The home of small pencils and hot dogs, a trip to everyone’s favorite flat-pack retailer feels like a grand day out. Given it’s such a popular destination, how did Ikea cope this year, with 75% of its shops shut for seven weeks over lockdown?

Pretty well, actually. With Ikea lovers unable to leisurely proceed around its bright showrooms, it shifted its focus towards e-commerce and smaller inner-city formats. A fortuitous move that resulted in a growth of 60% online over the entire financial year, thanks to the home taking on a new dimension during lockdown, resulting in a makeover surge.

But perhaps what Ikea should most be commended for is its commitment to transforming its whole business to help combat climate change. It has aims to become 100% circular as a business by 2030, proving that even big brands can buy into the model.

To do so, Ikea needs to ensure 100% of the materials used to make its 12,000-strong product catalog are made from recycled and recyclable materials. ”It’s also critical to highlight that it’s about designing for circularity. We’ve devised nine circular design principles that means our products will be designed from the beginning to be re-purposed, repaired, assembled and disassembled,” explains Ikea’s UK’s country sustainability manager Hege Sæbjørnsen.

As part of its further sustainability efforts, Ikea recently announced it was testing out a ’Buy Back’ scheme that would allow customers to trade in their old items in return for vouchers to spend in-store. Beyond that, it has opened a pilot second-hand store in Sweden. It also plans to make 50% of its food menu plant-based by 2025.

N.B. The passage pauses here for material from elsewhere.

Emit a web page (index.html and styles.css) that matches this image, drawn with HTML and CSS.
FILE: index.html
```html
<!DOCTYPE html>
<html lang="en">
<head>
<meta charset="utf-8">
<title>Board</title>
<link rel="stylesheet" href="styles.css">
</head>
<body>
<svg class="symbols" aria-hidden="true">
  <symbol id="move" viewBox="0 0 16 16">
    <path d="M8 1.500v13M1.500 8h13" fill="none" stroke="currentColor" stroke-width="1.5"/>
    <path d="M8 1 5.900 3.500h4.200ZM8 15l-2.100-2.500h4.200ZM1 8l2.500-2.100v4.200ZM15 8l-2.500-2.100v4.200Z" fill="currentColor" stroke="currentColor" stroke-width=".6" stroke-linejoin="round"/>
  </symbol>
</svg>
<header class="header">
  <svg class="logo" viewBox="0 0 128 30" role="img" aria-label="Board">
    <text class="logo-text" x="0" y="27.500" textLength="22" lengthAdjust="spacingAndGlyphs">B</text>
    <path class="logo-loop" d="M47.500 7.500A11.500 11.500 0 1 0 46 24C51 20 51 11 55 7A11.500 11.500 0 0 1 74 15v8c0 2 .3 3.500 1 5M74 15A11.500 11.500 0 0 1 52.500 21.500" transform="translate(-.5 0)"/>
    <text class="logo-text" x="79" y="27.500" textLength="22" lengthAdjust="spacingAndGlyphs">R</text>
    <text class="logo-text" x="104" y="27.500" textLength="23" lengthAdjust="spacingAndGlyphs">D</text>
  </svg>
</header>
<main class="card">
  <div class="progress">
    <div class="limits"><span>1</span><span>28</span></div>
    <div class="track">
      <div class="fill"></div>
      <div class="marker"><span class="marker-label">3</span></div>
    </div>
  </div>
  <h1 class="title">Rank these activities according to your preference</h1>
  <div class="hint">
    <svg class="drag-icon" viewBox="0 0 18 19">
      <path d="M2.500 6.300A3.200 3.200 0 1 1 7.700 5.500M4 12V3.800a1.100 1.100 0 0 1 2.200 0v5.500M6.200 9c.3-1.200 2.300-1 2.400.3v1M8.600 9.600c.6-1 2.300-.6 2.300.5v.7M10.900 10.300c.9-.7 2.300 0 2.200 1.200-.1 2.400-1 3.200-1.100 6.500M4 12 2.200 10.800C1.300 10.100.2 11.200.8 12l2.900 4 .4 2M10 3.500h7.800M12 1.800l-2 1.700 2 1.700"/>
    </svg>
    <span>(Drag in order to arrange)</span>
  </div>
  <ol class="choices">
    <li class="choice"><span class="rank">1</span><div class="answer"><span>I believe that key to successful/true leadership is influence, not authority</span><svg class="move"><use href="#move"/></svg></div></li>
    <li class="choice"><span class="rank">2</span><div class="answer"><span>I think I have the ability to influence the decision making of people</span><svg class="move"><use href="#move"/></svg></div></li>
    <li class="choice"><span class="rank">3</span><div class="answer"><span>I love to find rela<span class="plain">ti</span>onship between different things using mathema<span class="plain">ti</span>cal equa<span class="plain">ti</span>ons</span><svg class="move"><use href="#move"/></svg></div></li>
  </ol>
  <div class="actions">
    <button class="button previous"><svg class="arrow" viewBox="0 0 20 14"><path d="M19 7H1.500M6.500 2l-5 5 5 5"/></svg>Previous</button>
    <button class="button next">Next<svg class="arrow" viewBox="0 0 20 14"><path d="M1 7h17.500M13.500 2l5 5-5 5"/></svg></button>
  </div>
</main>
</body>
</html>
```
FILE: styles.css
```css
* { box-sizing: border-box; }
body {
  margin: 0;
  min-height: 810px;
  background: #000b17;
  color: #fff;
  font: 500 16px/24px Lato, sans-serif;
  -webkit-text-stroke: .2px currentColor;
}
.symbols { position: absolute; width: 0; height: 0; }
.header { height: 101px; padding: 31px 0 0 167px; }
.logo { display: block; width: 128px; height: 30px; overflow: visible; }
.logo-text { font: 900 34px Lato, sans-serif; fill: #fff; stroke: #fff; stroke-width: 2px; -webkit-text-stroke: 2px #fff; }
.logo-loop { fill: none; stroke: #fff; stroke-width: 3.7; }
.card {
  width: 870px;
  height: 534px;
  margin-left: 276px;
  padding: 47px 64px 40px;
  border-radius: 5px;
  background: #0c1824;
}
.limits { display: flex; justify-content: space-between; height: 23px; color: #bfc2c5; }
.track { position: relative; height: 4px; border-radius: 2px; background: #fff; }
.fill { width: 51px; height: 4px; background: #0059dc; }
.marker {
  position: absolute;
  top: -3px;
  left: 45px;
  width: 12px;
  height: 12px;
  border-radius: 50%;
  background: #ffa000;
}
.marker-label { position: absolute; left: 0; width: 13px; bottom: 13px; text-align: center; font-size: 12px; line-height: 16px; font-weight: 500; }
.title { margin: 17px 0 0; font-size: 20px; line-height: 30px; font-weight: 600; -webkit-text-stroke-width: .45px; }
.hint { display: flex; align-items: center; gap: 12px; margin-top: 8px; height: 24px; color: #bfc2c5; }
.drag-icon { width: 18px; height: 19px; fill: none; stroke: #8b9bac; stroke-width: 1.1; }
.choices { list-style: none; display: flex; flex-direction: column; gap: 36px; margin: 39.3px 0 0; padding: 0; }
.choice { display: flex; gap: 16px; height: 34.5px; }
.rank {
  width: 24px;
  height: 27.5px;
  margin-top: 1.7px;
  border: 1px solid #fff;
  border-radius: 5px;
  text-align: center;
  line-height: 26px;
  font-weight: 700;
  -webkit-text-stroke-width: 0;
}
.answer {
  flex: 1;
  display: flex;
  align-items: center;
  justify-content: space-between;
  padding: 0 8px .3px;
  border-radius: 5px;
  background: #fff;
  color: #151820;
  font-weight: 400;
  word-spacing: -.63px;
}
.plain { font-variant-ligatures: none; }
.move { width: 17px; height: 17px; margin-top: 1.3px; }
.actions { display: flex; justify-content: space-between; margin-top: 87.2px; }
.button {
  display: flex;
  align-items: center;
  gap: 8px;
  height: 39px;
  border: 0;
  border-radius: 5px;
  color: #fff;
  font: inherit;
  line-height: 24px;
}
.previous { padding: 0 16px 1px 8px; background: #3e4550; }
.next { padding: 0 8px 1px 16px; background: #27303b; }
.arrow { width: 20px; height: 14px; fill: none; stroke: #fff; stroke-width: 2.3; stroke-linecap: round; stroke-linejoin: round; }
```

After bringing grime to the masses in its first-ever Christmas campaign, Ikea’s global creative has been tonally spot-on as the world rides 2020's emotional rollercoaster. Imitating the distinctive simplicity of its flat-pack instructions, back in May Ikea Russia provided parents in lockdown with much-needed kids entertainment in the form of instructional sheets on how to build furniture forts.

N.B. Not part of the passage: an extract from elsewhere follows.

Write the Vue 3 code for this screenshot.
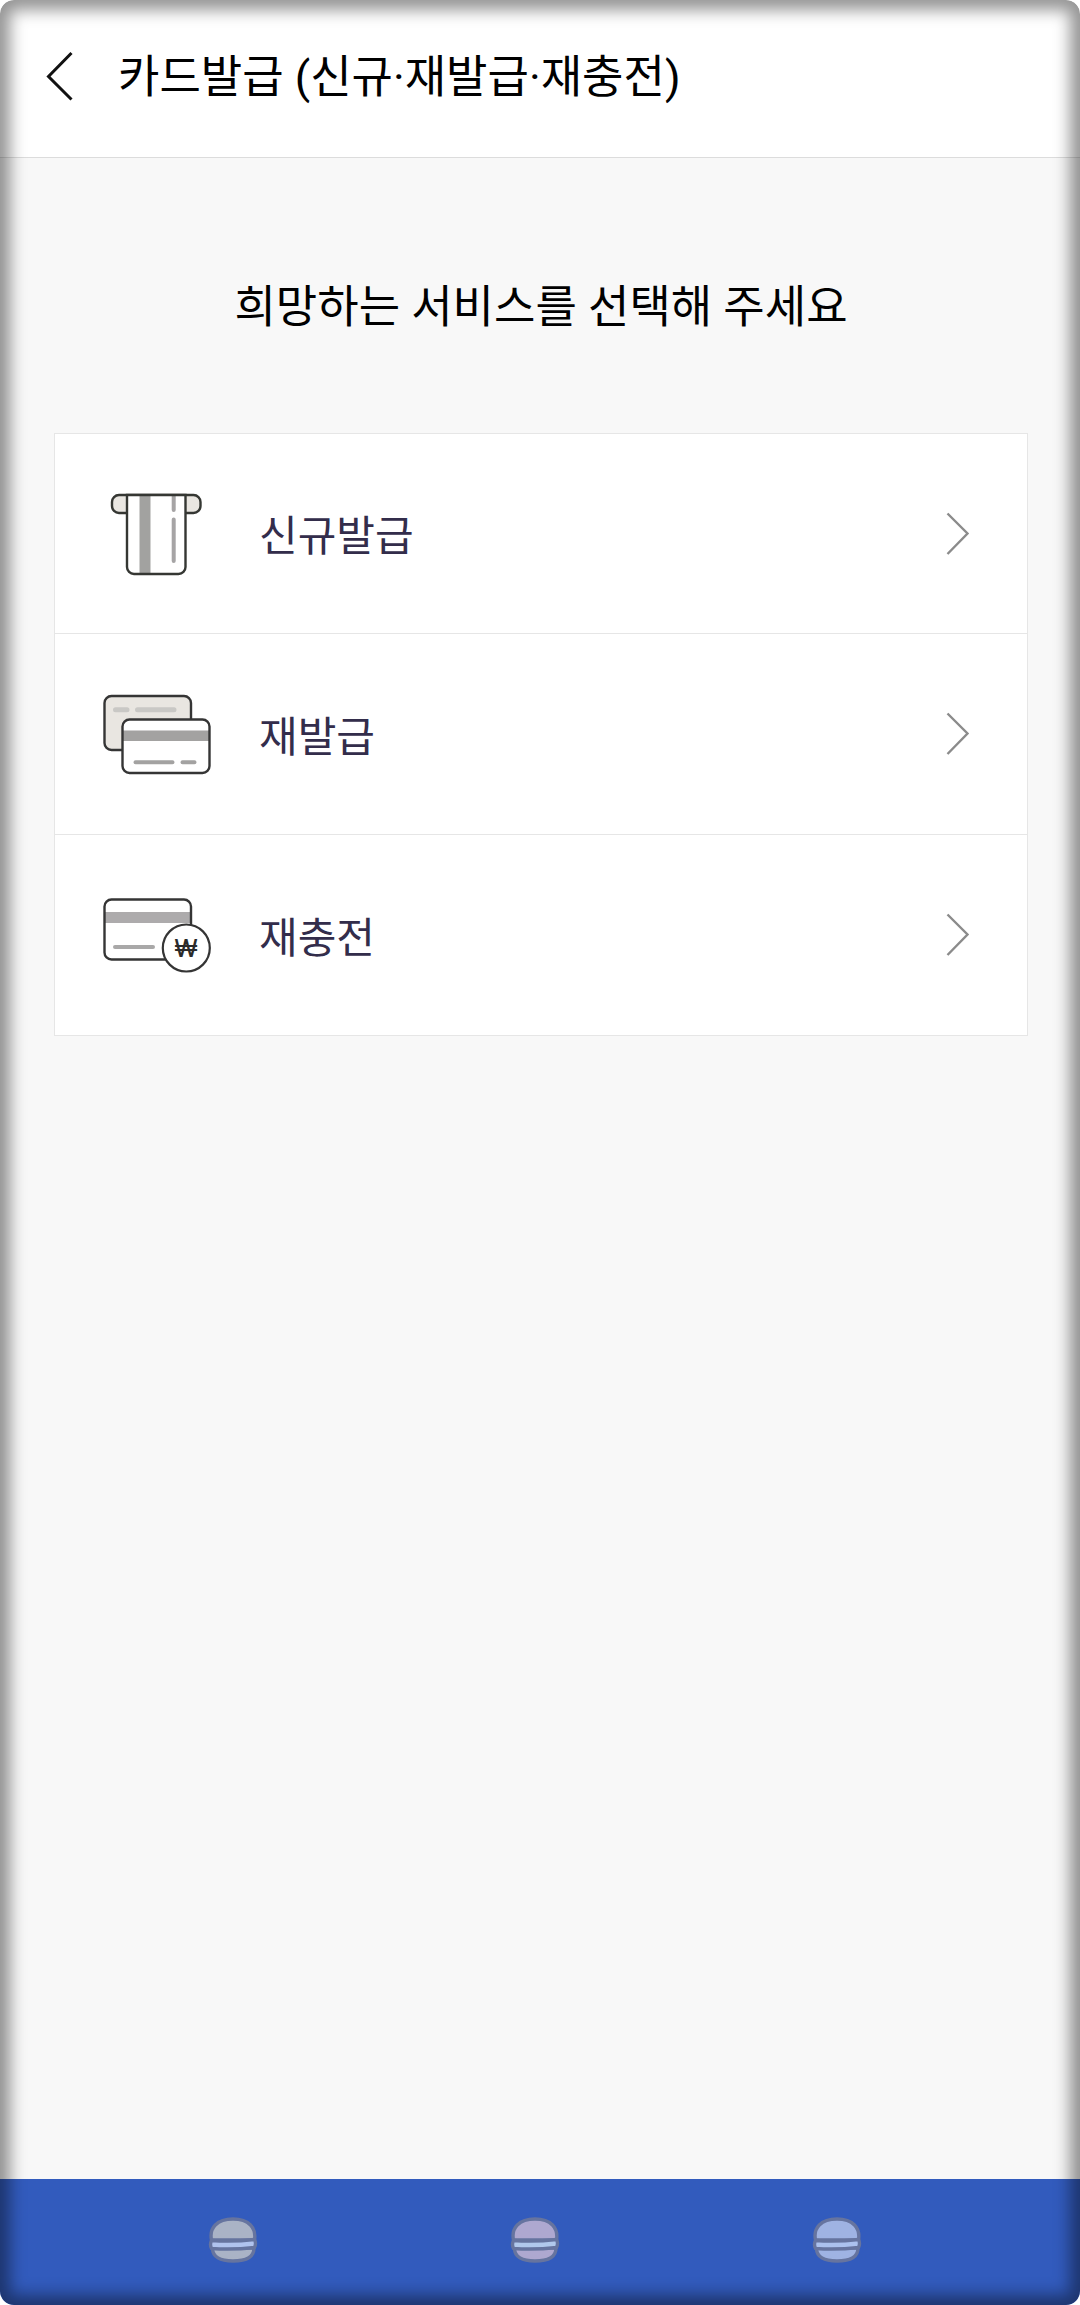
<script setup>
const services = [
  { id: 'new', label: '신규발급' },
  { id: 'reissue', label: '재발급' },
  { id: 'recharge', label: '재충전' },
]

const navItems = [
  { id: 'menu', label: '메뉴', bun: '#aab3c6', filling: '#b0c3ee' },
  { id: 'home', label: '홈', bun: '#aea8d0', filling: '#b0c8ec' },
  { id: 'back', label: '뒤로', bun: '#9fb3e3', filling: '#abc1ee' },
]
</script>

<template>
  <div class="screen">
    <header class="header">
      <button class="back" type="button" aria-label="뒤로 가기">
        <svg width="28" height="50" viewBox="0 0 28 50" fill="none" aria-hidden="true">
          <path d="M25.500 2 L2.500 25.500 L25.500 48.500" stroke="#111" stroke-width="3" />
        </svg>
      </button>
      <h1 class="title">카드발급 (신규·재발급·재충전)</h1>
    </header>

    <main class="main">
      <h2 class="prompt">희망하는 서비스를 선택해 주세요</h2>
      <ul class="list">
        <li v-for="service in services" :key="service.id" class="item">
          <a class="row" href="#">
            <svg v-if="service.id === 'new'" class="icon" viewBox="0 0 108 87" fill="none" aria-hidden="true">
              <rect x="9" y="5" width="88.500" height="18" rx="7" fill="#e9e6e1" stroke="#353733" stroke-width="2.400" />
              <path d="M24 5 H82.500 V77 a7 7 0 0 1 -7 7 H31 a7 7 0 0 1 -7 -7 Z" fill="#fff" />
              <path d="M36.500 5 H47.500 V84 H36.500 Z" fill="#a2a2a0" />
              <path d="M70.700 6 V20 M70.700 29.500 V71" stroke="#a6a4a5" stroke-width="4" stroke-linecap="round" />
              <path d="M24 5 H82.500 V77 a7 7 0 0 1 -7 7 H31 a7 7 0 0 1 -7 -7 Z" stroke="#353733" stroke-width="2.400" />
            </svg>
            <svg v-else-if="service.id === 'reissue'" class="icon" viewBox="0 0 108 87" fill="none" aria-hidden="true">
              <rect x="1.500" y="5" width="86.500" height="54" rx="7" fill="#e9e6e1" stroke="#353535" stroke-width="2.400" />
              <path d="M12.500 18.700 H24 M34.500 18.700 H71" stroke="#c9c8c5" stroke-width="5" stroke-linecap="round" />
              <rect x="19.500" y="28.500" width="87" height="53.500" rx="7" fill="#fff" />
              <rect x="20" y="39.500" width="86" height="10.500" fill="#a3a2a1" />
              <path d="M32.500 71.300 H69.500 M79.500 71.300 H91.500" stroke="#a3a2a1" stroke-width="4" stroke-linecap="round" />
              <rect x="19.500" y="28.500" width="87" height="53.500" rx="7" stroke="#353535" stroke-width="2.400" />
            </svg>
            <svg v-else class="icon" viewBox="0 0 108 87" fill="none" aria-hidden="true">
              <rect x="2" y="20" width="86" height="11" fill="#adabac" />
              <path d="M12 55 H50" stroke="#a9a8a8" stroke-width="4" stroke-linecap="round" />
              <rect x="1.500" y="7.500" width="86.500" height="60" rx="7" stroke="#353535" stroke-width="2.400" />
              <circle cx="83.300" cy="56" r="23.500" fill="#fff" stroke="#353535" stroke-width="2.200" />
              <text class="won" x="83" y="65" text-anchor="middle">₩</text>
            </svg>
            <span class="label">{{ service.label }}</span>
            <svg class="chevron" width="24" height="44" viewBox="0 0 24 44" fill="none" aria-hidden="true">
              <path d="M1.500 1.500 L21.500 21.500 L1.500 42" stroke="#8b8b8b" stroke-width="2.400" />
            </svg>
          </a>
        </li>
      </ul>
    </main>

    <nav class="nav">
      <button v-for="item in navItems" :key="item.id" class="nav-button" type="button" :aria-label="item.label">
        <svg width="50" height="48" viewBox="0 0 50 48" fill="none" aria-hidden="true">
          <g stroke="#66749f" stroke-width="3.400" stroke-linejoin="round">
            <path d="M3.500 24 C1 12 9 3 25 3 C41 3 48.500 12 46.500 24 Z" :fill="item.bun" />
            <path d="M4.500 32 H46 C46 41 38 45 25 45 C12 45 4.500 41 4.500 32 Z" :fill="item.bun" />
            <path d="M3.500 24.500 Q25 26 46.500 23.500 Q48.500 27.500 46.500 31.500 Q25 34 3.500 32.500 Q1.500 28.500 3.500 24.500 Z" :fill="item.filling" />
          </g>
        </svg>
      </button>
    </nav>
  </div>
</template>

<style>
body {
  margin: 0;
  background: #fff;
}
</style>

<style scoped>
.screen {
  position: relative;
  display: flex;
  flex-direction: column;
  min-height: 100vh;
  overflow: hidden;
  border-radius: 14px;
  background: #f8f8f8;
  color: #000;
  font-family: Roboto, "Noto Sans CJK KR", sans-serif;
}

/* Shaded rim over the whole screen */
.screen::after {
  content: "";
  position: absolute;
  inset: 0;
  border-radius: 14px;
  box-shadow: inset 0 0 16px 10px rgba(0, 0, 0, 0.42);
  pointer-events: none;
}

.header {
  display: flex;
  align-items: center;
  gap: 44px;
  height: 152px;
  padding: 0 46px 5px;
  border-bottom: 1px solid #dcdcdc;
  background: #fff;
}

button {
  padding: 0;
  border: 0;
  background: none;
}

.back {
  display: flex;
}

.title,
.prompt {
  margin: 0;
  font-size: 45px;
  font-weight: 400;
  line-height: 64px;
}

.title {
  padding-top: 4px;
}

.main {
  flex: 1;
  padding: 118px 52px 0 54px;
}

.prompt {
  text-align: center;
}

.list {
  margin: 93px 0 0;
  padding: 0;
  list-style: none;
  border: 1px solid #e6e6e6;
  border-bottom: 0;
  background: #fff;
}

.row {
  display: flex;
  align-items: center;
  gap: 48px;
  height: 199px;
  padding: 0 57px 0 48px;
  border-bottom: 1px solid #e6e6e6;
  color: #332d4b;
  text-decoration: none;
}

.item + .item .row {
  height: 200px;
}

.icon {
  width: 108px;
  height: 87px;
}

.won {
  fill: #2b2b2b;
  font-family: Inter, sans-serif;
  font-size: 24px;
  font-weight: 500;
}

.label {
  flex: 1;
  padding-bottom: 1px;
  font-family: "Noto Sans CJK KR", sans-serif;
  font-size: 42px;
  line-height: 60px;
}

.nav {
  display: grid;
  grid-template-columns: repeat(3, 1fr);
  height: 121px;
  padding: 0 92px 5px 82px;
  background: #325bbd;
}

.nav-button {
  display: flex;
  align-items: center;
  justify-content: center;
}
</style>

This year also saw Virtue premiere its first work for Ikea after it was tasked with leading brand-building communication across six European countries in a beautiful ode to remote living. It also collaborated with Lego to build a creative solution to messy play, aptly names ‘Bygglek’. In September, Mother London reimagined Aesop's fable - 'The Tortoise and the Hare' - to highlight the importance of sleep, but perhaps its most conceptually pleasing work was ‘Tomorrow Starts Tonight’. Simple and effective, Mother dreamed up a beautiful way to illustrate the healing properties of Ikea’s sleep range.